Reliability is another critical factor since a single failing link can compromise the performance of the entire cluster. Modern fabric management software must constantly monitor the health of every link and be able to dynamically reroute traffic if a connection starts experiencing high error rates. This level of resiliency is what allows massive training runs to continue for weeks or months without interruption.
Finally, developers must consider the cost-benefit ratio when deciding between standard PCIe-based systems and high-end fabric-based systems. For smaller models or inference tasks that are not communication-heavy, the overhead of a complex fabric might not be justified. However, for cutting-edge generative AI and large-scale simulations, the fabric is not just an optimization but a strict requirement.
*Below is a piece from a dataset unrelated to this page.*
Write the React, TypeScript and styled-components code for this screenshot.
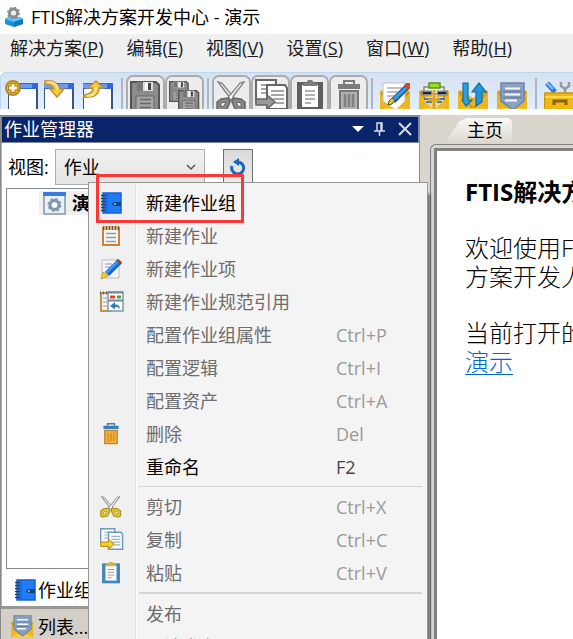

As we look toward the future, the integration of these interconnects will only deepen. We are already seeing the emergence of rack-scale designs where the entire rack is treated as a single computer with a unified memory pool and a shared interconnect fabric that spans hundreds of processors.
Cost and Complexity of Integration
Building a system with high-speed interconnects requires specialized motherboards, custom power delivery, and expensive cabling. These components have much tighter tolerances than standard consumer hardware, making them more sensitive to environmental factors like heat and vibration. Organizations must balance the need for speed with the practical realities of maintaining such high-performance hardware over time.
The software complexity also increases, as managing a unified fabric requires specialized drivers and orchestration tools. Ensuring that the entire stack from the kernel up to the application layer is properly configured is essential for achieving the advertised performance metrics.